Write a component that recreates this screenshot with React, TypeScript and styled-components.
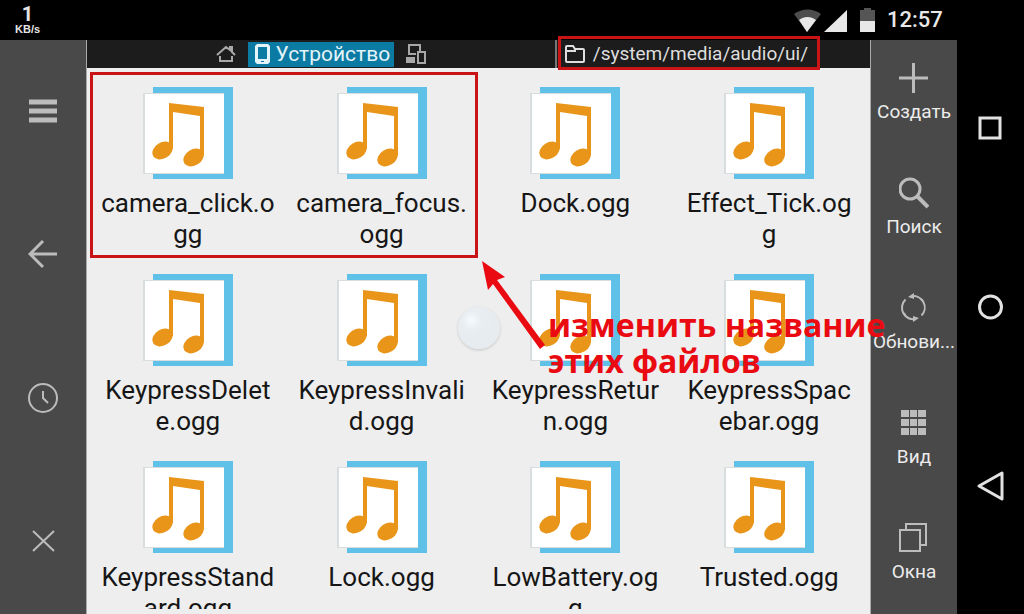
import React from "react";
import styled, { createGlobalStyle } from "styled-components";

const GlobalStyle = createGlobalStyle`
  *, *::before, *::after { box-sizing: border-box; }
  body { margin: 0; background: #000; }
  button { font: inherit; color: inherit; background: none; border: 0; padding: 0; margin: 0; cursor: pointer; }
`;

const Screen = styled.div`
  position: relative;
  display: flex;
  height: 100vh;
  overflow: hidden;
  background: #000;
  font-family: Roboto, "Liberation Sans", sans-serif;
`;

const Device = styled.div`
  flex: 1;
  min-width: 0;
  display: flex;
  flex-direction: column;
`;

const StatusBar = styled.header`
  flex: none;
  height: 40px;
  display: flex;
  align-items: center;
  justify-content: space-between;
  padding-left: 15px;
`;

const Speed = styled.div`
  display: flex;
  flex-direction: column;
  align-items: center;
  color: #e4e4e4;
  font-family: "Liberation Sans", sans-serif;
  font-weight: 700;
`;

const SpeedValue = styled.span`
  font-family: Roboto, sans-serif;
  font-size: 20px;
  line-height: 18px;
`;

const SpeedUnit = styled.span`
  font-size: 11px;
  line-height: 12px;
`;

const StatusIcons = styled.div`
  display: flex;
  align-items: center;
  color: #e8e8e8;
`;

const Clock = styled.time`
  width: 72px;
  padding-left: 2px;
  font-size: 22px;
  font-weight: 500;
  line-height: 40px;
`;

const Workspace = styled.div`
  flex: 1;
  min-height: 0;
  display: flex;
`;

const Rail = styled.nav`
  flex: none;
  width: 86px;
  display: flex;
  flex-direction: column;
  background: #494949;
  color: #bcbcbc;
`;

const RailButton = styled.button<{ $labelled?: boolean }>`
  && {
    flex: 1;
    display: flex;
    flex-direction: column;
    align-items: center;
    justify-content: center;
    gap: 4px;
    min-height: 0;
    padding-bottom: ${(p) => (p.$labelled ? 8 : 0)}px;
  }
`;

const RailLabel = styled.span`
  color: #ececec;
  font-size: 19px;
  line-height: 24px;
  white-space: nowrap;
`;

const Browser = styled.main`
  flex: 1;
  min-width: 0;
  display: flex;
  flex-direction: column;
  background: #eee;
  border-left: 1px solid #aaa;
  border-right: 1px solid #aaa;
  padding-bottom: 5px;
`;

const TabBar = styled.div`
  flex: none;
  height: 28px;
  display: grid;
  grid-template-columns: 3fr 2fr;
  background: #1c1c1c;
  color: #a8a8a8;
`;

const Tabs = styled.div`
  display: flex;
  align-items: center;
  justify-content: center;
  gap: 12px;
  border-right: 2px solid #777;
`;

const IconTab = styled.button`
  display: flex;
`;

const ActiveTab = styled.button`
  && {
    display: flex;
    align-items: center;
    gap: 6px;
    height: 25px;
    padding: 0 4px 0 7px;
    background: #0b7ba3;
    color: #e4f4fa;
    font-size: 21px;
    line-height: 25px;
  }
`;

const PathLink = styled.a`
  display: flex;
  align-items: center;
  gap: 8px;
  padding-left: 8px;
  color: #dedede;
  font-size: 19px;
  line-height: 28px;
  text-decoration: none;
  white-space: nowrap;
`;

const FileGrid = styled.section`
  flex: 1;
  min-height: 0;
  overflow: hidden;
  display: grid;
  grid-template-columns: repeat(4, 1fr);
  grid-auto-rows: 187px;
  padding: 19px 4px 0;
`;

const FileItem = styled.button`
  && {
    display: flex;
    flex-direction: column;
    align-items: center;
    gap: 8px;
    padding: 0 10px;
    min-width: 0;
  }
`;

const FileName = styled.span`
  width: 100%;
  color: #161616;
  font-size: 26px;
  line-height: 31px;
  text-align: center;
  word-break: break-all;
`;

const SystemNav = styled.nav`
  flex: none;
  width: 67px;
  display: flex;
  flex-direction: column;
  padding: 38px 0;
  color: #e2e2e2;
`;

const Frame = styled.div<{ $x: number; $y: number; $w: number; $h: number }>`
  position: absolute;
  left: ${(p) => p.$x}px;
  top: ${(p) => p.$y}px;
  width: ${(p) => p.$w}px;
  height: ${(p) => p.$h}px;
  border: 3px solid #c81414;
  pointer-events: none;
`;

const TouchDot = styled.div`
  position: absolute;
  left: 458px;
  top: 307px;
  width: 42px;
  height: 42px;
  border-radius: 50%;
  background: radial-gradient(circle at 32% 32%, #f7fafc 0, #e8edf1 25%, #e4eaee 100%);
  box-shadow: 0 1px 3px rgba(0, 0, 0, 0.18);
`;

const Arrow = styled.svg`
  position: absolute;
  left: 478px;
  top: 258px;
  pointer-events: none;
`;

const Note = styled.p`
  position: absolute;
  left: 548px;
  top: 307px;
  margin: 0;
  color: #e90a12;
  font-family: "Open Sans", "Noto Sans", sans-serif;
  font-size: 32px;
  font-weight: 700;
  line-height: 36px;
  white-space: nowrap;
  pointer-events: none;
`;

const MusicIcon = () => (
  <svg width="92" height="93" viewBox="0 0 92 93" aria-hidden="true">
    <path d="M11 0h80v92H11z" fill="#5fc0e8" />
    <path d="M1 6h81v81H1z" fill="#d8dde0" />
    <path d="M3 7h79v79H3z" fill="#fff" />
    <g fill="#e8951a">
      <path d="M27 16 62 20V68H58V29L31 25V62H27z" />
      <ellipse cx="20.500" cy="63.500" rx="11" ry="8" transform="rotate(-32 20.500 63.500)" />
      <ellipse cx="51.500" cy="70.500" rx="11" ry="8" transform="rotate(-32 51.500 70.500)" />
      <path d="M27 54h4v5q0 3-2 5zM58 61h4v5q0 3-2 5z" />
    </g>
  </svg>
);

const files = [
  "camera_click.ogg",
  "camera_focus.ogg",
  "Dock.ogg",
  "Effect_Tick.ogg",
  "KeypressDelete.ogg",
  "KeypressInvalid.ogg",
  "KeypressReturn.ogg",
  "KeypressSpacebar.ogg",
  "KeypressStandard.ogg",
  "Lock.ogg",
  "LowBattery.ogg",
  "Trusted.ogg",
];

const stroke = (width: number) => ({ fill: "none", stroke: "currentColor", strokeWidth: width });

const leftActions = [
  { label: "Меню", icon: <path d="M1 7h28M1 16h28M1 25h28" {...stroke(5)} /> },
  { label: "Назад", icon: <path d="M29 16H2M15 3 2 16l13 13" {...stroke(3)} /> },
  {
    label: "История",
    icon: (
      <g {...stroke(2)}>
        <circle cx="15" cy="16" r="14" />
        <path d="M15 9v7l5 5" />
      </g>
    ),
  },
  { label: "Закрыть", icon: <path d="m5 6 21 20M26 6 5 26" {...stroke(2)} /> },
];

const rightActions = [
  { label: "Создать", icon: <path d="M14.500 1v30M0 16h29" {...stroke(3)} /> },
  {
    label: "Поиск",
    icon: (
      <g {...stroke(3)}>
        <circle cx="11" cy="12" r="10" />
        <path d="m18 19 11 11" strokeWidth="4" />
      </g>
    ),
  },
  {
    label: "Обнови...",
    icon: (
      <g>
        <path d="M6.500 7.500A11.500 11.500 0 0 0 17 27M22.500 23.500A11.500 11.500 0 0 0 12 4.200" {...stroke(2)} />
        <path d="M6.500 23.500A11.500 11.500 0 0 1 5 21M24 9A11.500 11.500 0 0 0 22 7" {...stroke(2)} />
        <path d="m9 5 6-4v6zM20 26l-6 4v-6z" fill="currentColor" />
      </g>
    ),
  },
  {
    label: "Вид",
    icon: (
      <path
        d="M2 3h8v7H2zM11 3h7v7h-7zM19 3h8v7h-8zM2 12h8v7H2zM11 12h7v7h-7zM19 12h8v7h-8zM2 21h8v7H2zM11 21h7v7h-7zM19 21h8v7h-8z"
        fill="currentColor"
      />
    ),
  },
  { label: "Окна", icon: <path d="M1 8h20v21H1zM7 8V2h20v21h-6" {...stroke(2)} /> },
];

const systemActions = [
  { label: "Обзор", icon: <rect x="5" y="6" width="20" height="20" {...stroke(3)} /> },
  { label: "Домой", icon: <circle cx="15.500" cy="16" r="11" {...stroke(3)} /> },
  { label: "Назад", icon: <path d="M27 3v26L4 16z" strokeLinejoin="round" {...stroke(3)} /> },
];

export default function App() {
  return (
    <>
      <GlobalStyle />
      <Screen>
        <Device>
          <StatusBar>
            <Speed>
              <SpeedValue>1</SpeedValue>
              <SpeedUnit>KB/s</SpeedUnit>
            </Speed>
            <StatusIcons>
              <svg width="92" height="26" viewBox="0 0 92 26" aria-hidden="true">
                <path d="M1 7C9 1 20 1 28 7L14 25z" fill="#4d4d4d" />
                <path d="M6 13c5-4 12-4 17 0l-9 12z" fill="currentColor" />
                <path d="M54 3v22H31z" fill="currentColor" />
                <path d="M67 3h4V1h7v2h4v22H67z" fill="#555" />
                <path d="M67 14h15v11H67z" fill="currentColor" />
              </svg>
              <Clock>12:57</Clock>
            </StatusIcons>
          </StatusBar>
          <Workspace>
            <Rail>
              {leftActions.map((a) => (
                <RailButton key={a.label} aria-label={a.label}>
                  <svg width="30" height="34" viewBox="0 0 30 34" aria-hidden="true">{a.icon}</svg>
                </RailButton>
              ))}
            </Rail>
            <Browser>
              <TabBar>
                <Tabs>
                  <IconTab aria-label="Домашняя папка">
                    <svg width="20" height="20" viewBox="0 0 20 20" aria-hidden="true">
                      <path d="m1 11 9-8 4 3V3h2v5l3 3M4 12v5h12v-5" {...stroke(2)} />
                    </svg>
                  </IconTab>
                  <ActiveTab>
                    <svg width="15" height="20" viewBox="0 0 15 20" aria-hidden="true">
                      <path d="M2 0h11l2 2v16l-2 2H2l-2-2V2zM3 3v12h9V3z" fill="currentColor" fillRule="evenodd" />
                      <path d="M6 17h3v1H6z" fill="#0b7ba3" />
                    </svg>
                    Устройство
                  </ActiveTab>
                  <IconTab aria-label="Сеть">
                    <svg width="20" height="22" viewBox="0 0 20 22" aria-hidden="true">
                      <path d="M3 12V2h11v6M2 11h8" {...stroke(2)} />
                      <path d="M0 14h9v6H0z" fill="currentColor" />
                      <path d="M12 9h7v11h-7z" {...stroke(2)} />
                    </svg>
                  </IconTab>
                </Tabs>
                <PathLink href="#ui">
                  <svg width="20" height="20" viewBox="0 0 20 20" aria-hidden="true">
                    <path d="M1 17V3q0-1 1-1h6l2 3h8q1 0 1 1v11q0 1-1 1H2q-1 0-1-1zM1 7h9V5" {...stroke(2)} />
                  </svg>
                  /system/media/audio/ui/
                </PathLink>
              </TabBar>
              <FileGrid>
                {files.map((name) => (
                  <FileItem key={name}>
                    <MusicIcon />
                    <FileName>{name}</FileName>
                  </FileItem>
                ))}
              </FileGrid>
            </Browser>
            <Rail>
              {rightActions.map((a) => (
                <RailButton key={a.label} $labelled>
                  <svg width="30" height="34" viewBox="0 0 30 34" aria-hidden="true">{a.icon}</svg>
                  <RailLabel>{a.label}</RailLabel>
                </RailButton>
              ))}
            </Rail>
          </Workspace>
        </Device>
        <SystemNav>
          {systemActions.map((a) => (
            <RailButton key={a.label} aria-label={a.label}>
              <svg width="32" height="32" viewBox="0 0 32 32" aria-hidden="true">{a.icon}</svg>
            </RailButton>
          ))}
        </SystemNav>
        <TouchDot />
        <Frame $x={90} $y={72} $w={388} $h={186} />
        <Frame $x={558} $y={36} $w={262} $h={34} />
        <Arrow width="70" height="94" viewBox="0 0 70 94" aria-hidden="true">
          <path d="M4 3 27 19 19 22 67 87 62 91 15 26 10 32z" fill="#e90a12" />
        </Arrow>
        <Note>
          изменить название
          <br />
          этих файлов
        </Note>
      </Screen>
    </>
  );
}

■ Do this ■
Report only the number of lines that hold the string "components" in this listing.

■ Output of the exercise ■
2